Wprawdzie Raiffeisen Bank International, jedyny właściciel Raiffeisena Polbanku, na koniec czerwca zanotował współczynnik kapitału podstawowego Tier 1 na poziomie 12,2 proc. i osiągnął tym samym cel 12 proc., ale może nie udać mu się go utrzymać, więc i tak prawdopodobnie będzie musiał wzmocnić swoje kapitały. Posłużyć do tego może sprzedaż Raiffeisena Polbanku, dziewiątego co do wielkości bilansu kredytodawcy w Polsce.
Wiedeń sprzeda czy nie?
Bank jest wystawiony na sprzedaż od około półtora roku, ale teraz proces przyspiesza i na dodatek zmienia formułę: Komisja Nadzoru Finansowego zgodziła się, że zamiast debiutu na GPW z banku zostanie wydzielony wart 12,4 mld zł portfel kredytów frankowych (30,3 proc. całego portfela banku), zaś pozostała część zostanie sprzedana któremuś z giełdowych banków.
– Robimy dobre postępy – mówi Karl Sevelda, prezes RBI. Czasu jednak jest niewiele, bo KNF wymaga, aby umowa regulująca podział banku i warunki transakcji została podpisana z kupującym do końca września (sam podział ma nastąpić przed końcem roku).
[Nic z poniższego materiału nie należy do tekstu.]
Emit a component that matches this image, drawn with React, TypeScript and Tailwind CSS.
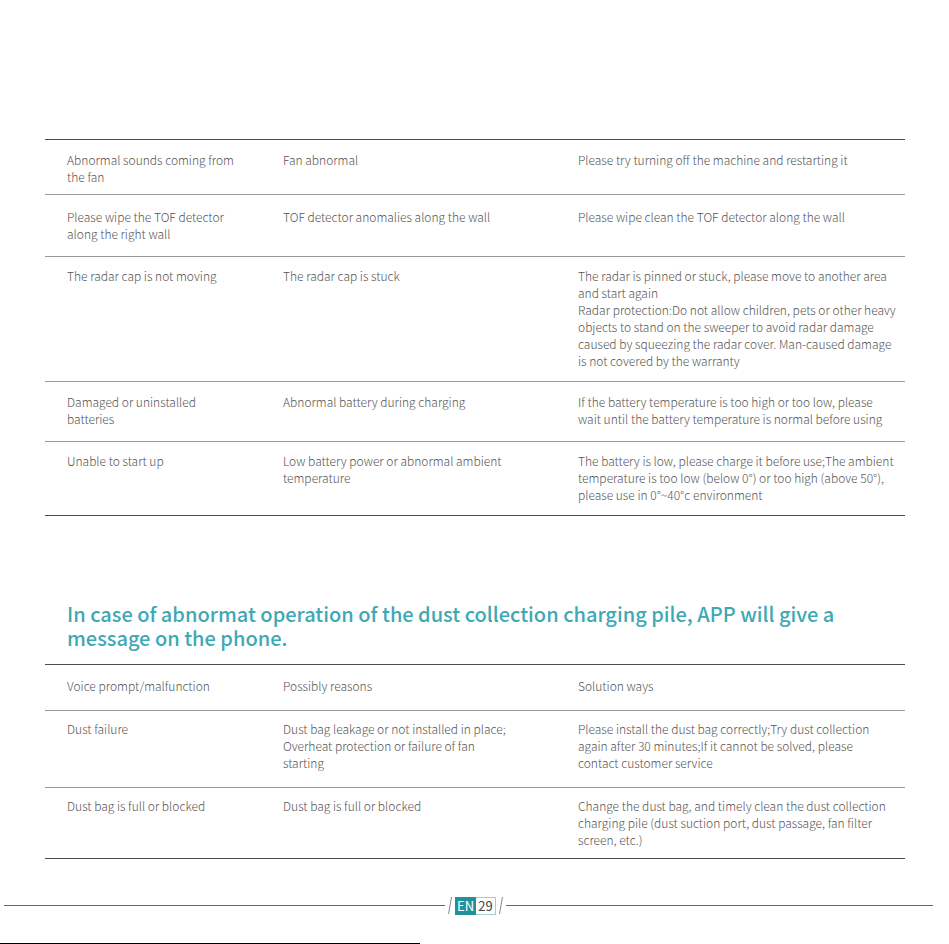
import React from "react";

const font = { fontFamily: '"Noto Sans CJK SC", "Noto Sans", sans-serif' };

type Row = { h: string; pt: string; c1: string[]; c2: string[]; c3: string[] };

const rows1: Row[] = [
  { h: "h-[55px]", pt: "pt-[11px]", c1: ["Abnormal sounds coming from", "the fan"], c2: ["Fan abnormal"], c3: ["Please try turning off the machine and restarting it"] },
  { h: "h-[62px]", pt: "pt-[13px]", c1: ["Please wipe the TOF detector", "along the right wall"], c2: ["TOF detector anomalies along the wall"], c3: ["Please wipe clean the TOF detector along the wall"] },
  {
    h: "h-[125px]", pt: "pt-[10px]", c1: ["The radar cap is not moving"], c2: ["The radar cap is stuck"],
    c3: [
      "The radar is pinned or stuck, please move to another area",
      "and start again",
      "Radar protection:Do not allow children, pets or other heavy",
      "objects to stand on the sweeper to avoid radar damage",
      "caused by squeezing the radar cover. Man-caused damage",
      "is not covered by the warranty",
    ],
  },
  { h: "h-[60px]", pt: "pt-[11px]", c1: ["Damaged or uninstalled", "batteries"], c2: ["Abnormal battery during charging"], c3: ["If the battery temperature is too high or too low, please", "wait until the battery temperature is normal before using"] },
  { h: "h-[74px]", pt: "pt-[10px]", c1: ["Unable to start up"], c2: ["Low battery power or abnormal ambient", "temperature"], c3: ["The battery is low, please charge it before use;The ambient", "temperature is too low (below 0°) or too high (above 50°),", "please use in 0°~40°c environment"] },
];

const rows2: Row[] = [
  { h: "h-[46px]", pt: "pt-[12px]", c1: ["Voice prompt/malfunction"], c2: ["Possibly reasons"], c3: ["Solution ways"] },
  { h: "h-[77px]", pt: "pt-[9px]", c1: ["Dust failure"], c2: ["Dust bag leakage or not installed in place;", "Overheat protection or failure of fan", "starting"], c3: ["Please install the dust bag correctly;Try dust collection", "again after 30 minutes;If it cannot be solved, please", "contact customer service"] },
  { h: "h-[71px]", pt: "pt-[9px]", c1: ["Dust bag is full or blocked"], c2: ["Dust bag is full or blocked"], c3: ["Change the dust bag, and timely clean the dust collection", "charging pile (dust suction port, dust passage, fan filter", "screen, etc.)"] },
];

function Lines({ lines }: { lines: string[] }) {
  return (
    <div>
      {lines.map((l, i) => (
        <div key={i} className="whitespace-nowrap">{l}</div>
      ))}
    </div>
  );
}

function Table({ rows }: { rows: Row[] }) {
  return (
    <div className="mx-[45px] w-[860px] border-t border-[#4d4d4d]">
      {rows.map((r, i) => (
        <div
          key={i}
          className={`grid grid-cols-[238px_295px_1fr] ${r.h} ${r.pt} border-b ${i === rows.length - 1 ? "border-[#4d4d4d]" : "border-[#9a9a9a]"} text-[12px] leading-[17px] font-light text-[#555555]`}
        >
          <div className="pl-[22px]"><Lines lines={r.c1} /></div>
          <div><Lines lines={r.c2} /></div>
          <div><Lines lines={r.c3} /></div>
        </div>
      ))}
    </div>
  );
}

export default function App() {
  return (
    <div className="w-[949px] h-[944px] bg-white flex flex-col overflow-hidden" style={font}>
      <div className="h-[139px] shrink-0" />
      <Table rows={rows1} />
      <div className="mt-[86px] ml-[67px] text-[20px] leading-[24px] font-medium text-[#3ea8b4]">
        <div className="whitespace-nowrap">In case of abnormat operation of the dust collection charging pile, APP will give a</div>
        <div className="whitespace-nowrap">message on the phone.</div>
      </div>
      <div className="mt-[14px]">
        <Table rows={rows2} />
      </div>
      <div className="mt-[37px] h-[19px] flex items-center">
        <div className="ml-[4px] w-[441px] h-px bg-[#666666]" />
        <svg width="10" height="19" viewBox="0 0 10 19" className="shrink-0">
          <line x1="6.5" y1="1" x2="3.5" y2="18" stroke="#8a8a8a" strokeWidth="1" />
        </svg>
        <div className="flex h-[18px] items-stretch">
          <div className="w-[21px] bg-[#23909d] text-white text-[13px] leading-[18px] flex items-center justify-center">EN</div>
          <div className="w-[20px] border border-l-0 border-[#9fd0d6] text-[#444444] text-[13px] leading-[16px] flex items-center justify-center">29</div>
        </div>
        <svg width="10" height="19" viewBox="0 0 10 19" className="shrink-0">
          <line x1="6.5" y1="1" x2="3.5" y2="18" stroke="#8a8a8a" strokeWidth="1" />
        </svg>
        <div className="w-[427px] h-px bg-[#666666]" />
      </div>
      <div className="mt-[28px] w-[420px] h-px bg-black shrink-0" />
    </div>
  );
}
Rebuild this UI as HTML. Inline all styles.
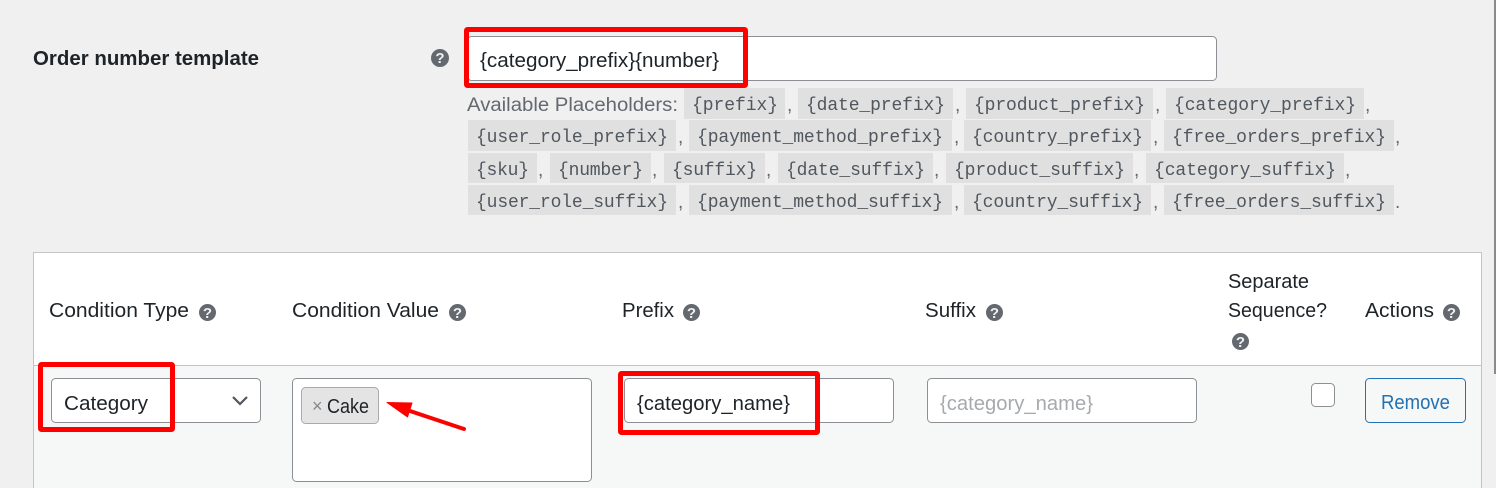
<!DOCTYPE html>
<html><head><meta charset="utf-8"><style>
html,body{margin:0;padding:0;width:1496px;height:488px;overflow:hidden;background:#f0f0f1}
svg{display:block}
text{font-family:"Liberation Sans",sans-serif;font-size:20px;fill:#1d2327}
.m{font-family:"Liberation Mono",monospace;font-size:18px;fill:#50575e}
.c{fill:#646970;font-size:19px}
.q{font-size:15px;font-weight:bold;fill:#f0f0f1;text-anchor:middle}
</style></head><body>
<svg width="1496" height="488" viewBox="0 0 1496 488" xmlns="http://www.w3.org/2000/svg">
<rect width="1496" height="488" fill="#f0f0f1"/>
<rect x="1494" y="0" width="2" height="374" fill="#8a8a8a"/>

<text x="33" y="65" style="font-weight:bold" textLength="226" lengthAdjust="spacingAndGlyphs">Order number template</text>
<circle cx="440" cy="58" r="9" fill="#646970"/><text class="q" x="440" y="63">?</text>

<rect x="467.500" y="36.500" width="749" height="44" rx="4" fill="#fff" stroke="#8c8f94"/>
<text x="480" y="67" textLength="239" lengthAdjust="spacingAndGlyphs">{category_prefix}{number}</text>
<rect x="466.500" y="29.500" width="279" height="56" rx="1" fill="none" stroke="#f00" stroke-width="5"/>

<text class="c" x="467" y="111" textLength="211" lengthAdjust="spacingAndGlyphs">Available Placeholders:</text>

<g fill="#e0e0e0">
<rect x="684" y="88" width="101" height="31"/><rect x="798" y="88" width="155" height="31"/><rect x="966" y="88" width="187" height="31"/><rect x="1166" y="88" width="198" height="31"/>
<rect x="468" y="120" width="208" height="31"/><rect x="689" y="120" width="263" height="31"/><rect x="964" y="120" width="187" height="31"/><rect x="1164" y="120" width="230" height="31"/>
<rect x="468" y="153" width="69" height="30"/><rect x="550" y="153" width="101" height="30"/><rect x="664" y="153" width="101" height="30"/><rect x="778" y="153" width="155" height="30"/><rect x="946" y="153" width="187" height="30"/><rect x="1146" y="153" width="198" height="30"/>
<rect x="468" y="185" width="208" height="30"/><rect x="689" y="185" width="263" height="30"/><rect x="964" y="185" width="187" height="30"/><rect x="1164" y="185" width="230" height="30"/>
</g>

<text class="m" x="692" y="110" textLength="86">{prefix}</text><text class="c" x="787" y="111">,</text>
<text class="m" x="806" y="110" textLength="139">{date_prefix}</text><text class="c" x="955" y="111">,</text>
<text class="m" x="974" y="110" textLength="171">{product_prefix}</text><text class="c" x="1155" y="111">,</text>
<text class="m" x="1174" y="110" textLength="182">{category_prefix}</text><text class="c" x="1365" y="111">,</text>

<text class="m" x="476" y="142" textLength="192">{user_role_prefix}</text><text class="c" x="678" y="143">,</text>
<text class="m" x="697" y="142" textLength="246">{payment_method_prefix}</text><text class="c" x="954" y="143">,</text>
<text class="m" x="972" y="142" textLength="171">{country_prefix}</text><text class="c" x="1153" y="143">,</text>
<text class="m" x="1172" y="142" textLength="214">{free_orders_prefix}</text><text class="c" x="1395" y="143">,</text>

<text class="m" x="476" y="175" textLength="53">{sku}</text><text class="c" x="538" y="176">,</text>
<text class="m" x="558" y="175" textLength="85">{number}</text><text class="c" x="652" y="176">,</text>
<text class="m" x="672" y="175" textLength="85">{suffix}</text><text class="c" x="766" y="176">,</text>
<text class="m" x="786" y="175" textLength="139">{date_suffix}</text><text class="c" x="934" y="176">,</text>
<text class="m" x="954" y="175" textLength="171">{product_suffix}</text><text class="c" x="1134" y="176">,</text>
<text class="m" x="1154" y="175" textLength="182">{category_suffix}</text><text class="c" x="1345" y="176">,</text>

<text class="m" x="476" y="207" textLength="192">{user_role_suffix}</text><text class="c" x="678" y="208">,</text>
<text class="m" x="697" y="207" textLength="246">{payment_method_suffix}</text><text class="c" x="954" y="208">,</text>
<text class="m" x="972" y="207" textLength="171">{country_suffix}</text><text class="c" x="1153" y="208">,</text>
<text class="m" x="1172" y="207" textLength="214">{free_orders_suffix}</text><text class="c" x="1395" y="208">.</text>

<!-- table -->
<rect x="33.500" y="252.500" width="1448" height="240" fill="#fff" stroke="#c3c4c7"/>
<rect x="34" y="366" width="1447" height="122" fill="#f6f7f7"/>
<rect x="34" y="365" width="1447" height="1" fill="#c3c4c7"/>

<text x="49" y="317" textLength="140" lengthAdjust="spacingAndGlyphs">Condition Type</text>
<circle cx="207.500" cy="312.500" r="8.500" fill="#646970"/><text class="q" x="207.500" y="318">?</text>
<text x="292" y="317" textLength="147" lengthAdjust="spacingAndGlyphs">Condition Value</text>
<circle cx="457.500" cy="312.500" r="8.500" fill="#646970"/><text class="q" x="457.500" y="318">?</text>
<text x="622" y="317" textLength="52" lengthAdjust="spacingAndGlyphs">Prefix</text>
<circle cx="691.500" cy="312.500" r="8.500" fill="#646970"/><text class="q" x="691.500" y="318">?</text>
<text x="925" y="317" textLength="51" lengthAdjust="spacingAndGlyphs">Suffix</text>
<circle cx="994.500" cy="312.500" r="8.500" fill="#646970"/><text class="q" x="994.500" y="318">?</text>
<text x="1228" y="288" textLength="81" lengthAdjust="spacingAndGlyphs">Separate</text>
<text x="1228" y="317" textLength="99" lengthAdjust="spacingAndGlyphs">Sequence?</text>
<circle cx="1240.500" cy="341.500" r="8.500" fill="#646970"/><text class="q" x="1240.500" y="347">?</text>
<text x="1365" y="317" textLength="69" lengthAdjust="spacingAndGlyphs">Actions</text>
<circle cx="1451.500" cy="312.500" r="8.500" fill="#646970"/><text class="q" x="1451.500" y="318">?</text>

<!-- select -->
<rect x="51.500" y="378.500" width="209" height="44" rx="4" fill="#fff" stroke="#8c8f94"/>
<text x="64" y="410" textLength="84" lengthAdjust="spacingAndGlyphs">Category</text>
<path d="M233 397l7 7 7-7" fill="none" stroke="#50575e" stroke-width="2.200"/>
<rect x="40.500" y="364.500" width="132" height="65" rx="1" fill="none" stroke="#f00" stroke-width="5"/>

<!-- condition value -->
<rect x="292.500" y="378.500" width="299" height="103" rx="4" fill="#fff" stroke="#8c8f94"/>
<rect x="301.500" y="387.500" width="77" height="36" rx="4" fill="#e4e4e4" stroke="#aaa"/>
<text x="312" y="412" style="font-size:18px;fill:#888">×</text>
<text x="327" y="413" textLength="42" lengthAdjust="spacingAndGlyphs">Cake</text>
<path d="M387 402.500L412 403 407.500 417Z" fill="#f00" stroke="#f00" stroke-width="1" stroke-linejoin="round"/>
<path d="M404 409L464 429" fill="none" stroke="#f00" stroke-width="4" stroke-linecap="round"/>

<!-- prefix -->
<rect x="624.500" y="378.500" width="269" height="44" rx="4" fill="#fff" stroke="#8c8f94"/>
<text x="637" y="410" textLength="153" lengthAdjust="spacingAndGlyphs">{category_name}</text>
<rect x="620.500" y="373.500" width="197" height="59" rx="1" fill="none" stroke="#f00" stroke-width="5"/>

<!-- suffix -->
<rect x="927.500" y="378.500" width="269" height="44" rx="4" fill="#fff" stroke="#8c8f94"/>
<text x="940" y="410" textLength="153" lengthAdjust="spacingAndGlyphs" style="fill:#a7aaad">{category_name}</text>

<!-- checkbox + button -->
<rect x="1311.500" y="383.500" width="23" height="23" rx="4" fill="#fff" stroke="#8c8f94"/>
<rect x="1365.500" y="378.500" width="100" height="44" rx="4" fill="#f6f7f7" stroke="#2271b1"/>
<text x="1381" y="409" textLength="69" lengthAdjust="spacingAndGlyphs" style="fill:#2271b1">Remove</text>
</svg>
</body></html>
– Otrzymaliśmy parę interesujących ofert – informuje Sevelda. Zaznacza jednak, że Polbank nie będzie sprzedany za wszelką cenę, aby transakcja pozytywnie wpłynęła na wskaźniki wypłacalności RBI. Ale sytuacji sprzedających nie ułatwiają topniejące wyceny nie tylko polskich banków (WIG-Banki spadł przez prawie półtora roku o 27 proc., wskaźnik C/WK dla indeksu wynosi 1,18), ale też europejskich (MSCI Europe Banks spadł w tym czasie o 39 proc., notowany jest z C/WK 0,66).
RBI planuje, że dzięki sprzedaży Polbanku podniesie swój współczynniki kapitału Tier 1 o około 1 pkt proc., ale sytuację komplikuje fakt, że szykuje się inna, spora i skomplikowana transakcja: połączenia RBI z Raiffeisenem Zentralbankiem, jego głównym akcjonariuszem mającym prawie 61 proc. kapitału RBI. Transakcja ma nie tyle wspomóc kapitałowo samo RBI, ile jego głównego akcjonariusza. Wprawdzie decyzja nie została jeszcze podjęta, ale mówi się, że to formalność.